Are you or is a family member living with diabetes? If you answered no, are you certain? According to the American Diabetes Association, nearly eight percent of people in the U.S. – children as well as adults – have diabetes. However, almost six million are as of yet undiagnosed. Another 57 million Americans are pre-diabetic, and over one and a half million new cases are diagnosed each year in adults alone.
Whether you know you are diabetic, fear that you could be on the path to diabetes or are simply seeking low glycemic index foods, there are many sugar substitutes on the market. You may worry, though, about potential dangers and adverse effects linked to artificial sweeteners.

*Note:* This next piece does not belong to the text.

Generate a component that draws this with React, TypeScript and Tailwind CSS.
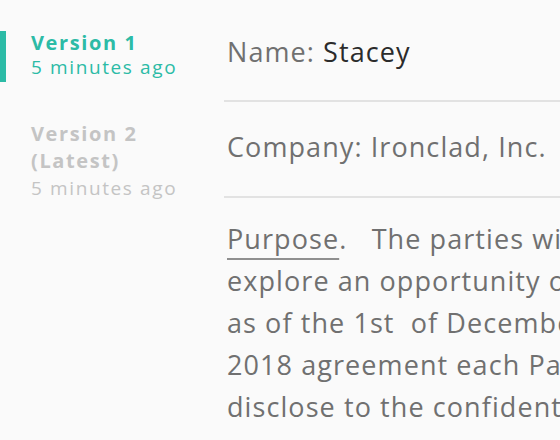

Fortunately, you have other options. One such possibility is Truvia. Truvia is a natural sweetener derived from the stevia plant. It has zero calories and zero effect on the glycemic index. It has no aftertaste, either, and is sweeter than sugar so you use even less.
Truvia is made from a natural ingredient from the leaves of the stevia plant, called rebiana. Stevia is an herb in the chrysanthemum family. Native to South America, stevia leaves are steeped in water much like tea in order to extract its natural sweetener.
Celebrity Chef Sam Talbot, semi-finalist on season 2 of Bravo’s Top Chef has teamed up with Truvia to help raise awareness about juvenile diabetes and to demonstrate how you can use Truvia to enjoy delicious foods while staying healthy.
As a young teenager, Chef Talbot learned he had juvenile diabetes. This lead to an awareness of ingredients and nutrition that, coupled with his passion for cooking, gives him unique insight and knowledge. He strives to use healthful, fresh, natural ingredients whenever he can, including Truvia.
If someone in your family is learning to live with diabetes or another insulin-related disorder, or even if you are simply endeavoring to adapt a healthier lifestyle, Chef Talbot offers sound advice. Along with incorporating products such as Truvia, the chef recommends other steps such as getting physical.
“My advice is to make exercise – of any kind – part of your daily routine,” says Talbot. “When dealing with diabetes this is a particularly important must for balanced wellness. In addition, water should be the drink of choice to maintain hydration, help digest food and remove toxins from the body. You can, of course, drink other beverages in moderation, but water has the trump card. Lastly, and most importantly, diabetics have to check their blood sugar excessively until the understanding of it has become a science. Once it reaches this point, then the blood sugar can be routinely checked three times a day.”
Dining out can be difficult and even dangerous for diabetics. Chef Talbot advises you to speak up for yourself, a recommendation from which those watching their weight can benefit as well.
“Diabetics should never be timid about getting the waiters attention at a restaurant, engaging with them and expressing concerns about dish preparation or ingredients,” shares Talbot. “Don’t be afraid to ask what is in something or inquire if the chef can prepare it differently. As far as the menu goes, watch out for terms like glazed, maple or caramelized; those should be instant buzzwords for sugar and you should stay from ordering those items. Terms you should be on the lookout are farm-fresh, locally raised, grilled and so on; things that are prepared with minimal dressing or added unnatural ingredients.”
You do not have to go out to enjoy a healthy, fine restaurant quality meal, though. Preparing foods at home using fresh, natural ingredients such as lean meats, whole grains and special products such as Truvia enable you to indulge in decadent dishes that will not raise your blood glucose levels or bust your calorie budget. For instance, you could try one of Chef Talbot’s recipes.
“My Stir Fry Lemon Shrimp made with Truvia natural sweetener is a great family-friendly recipe,” Talbot reveals. “It is easy to prepare and relies on fresh ingredients for a big punch of citrus flavor.”
Stir Fry Lemon Shrimp
Chef Sam Talbot
Yield: Makes 4 servings
2 tablespoons Truvia Spoonable Natural sweetener*
3 lemons, juiced and zested
½ cup water
¼ cup chopped parsley
1 pound uncooked medium shrimp, peeled and de-veined
3 tablespoons olive oil
3/4 cup diced celery
¾ cup sweet onion, diced
2 cloves garlic, peeled and minced
1 red bell pepper, diced
1 green onion, sliced
3 cup hot cooked brown rice
*May substitute with 7 packets Truvia Natural Sweetener
In a small bowl, combine the first four ingredients. Stir well until blended.
In a large skillet or wok, add all of the vegetables and sauté on medium high heat for about 4 to 6 minutes or until they begin to caramelize. Scrape the bottom of the pan with a spoon or tongs – Add the shrimp and cook for another minute or until the shrimp start to turn pink. Stir in the Truvia lemon mixture and bring to a boil – cook for another minute. If desired, season with sea salt and pepper and serve over the brown rice.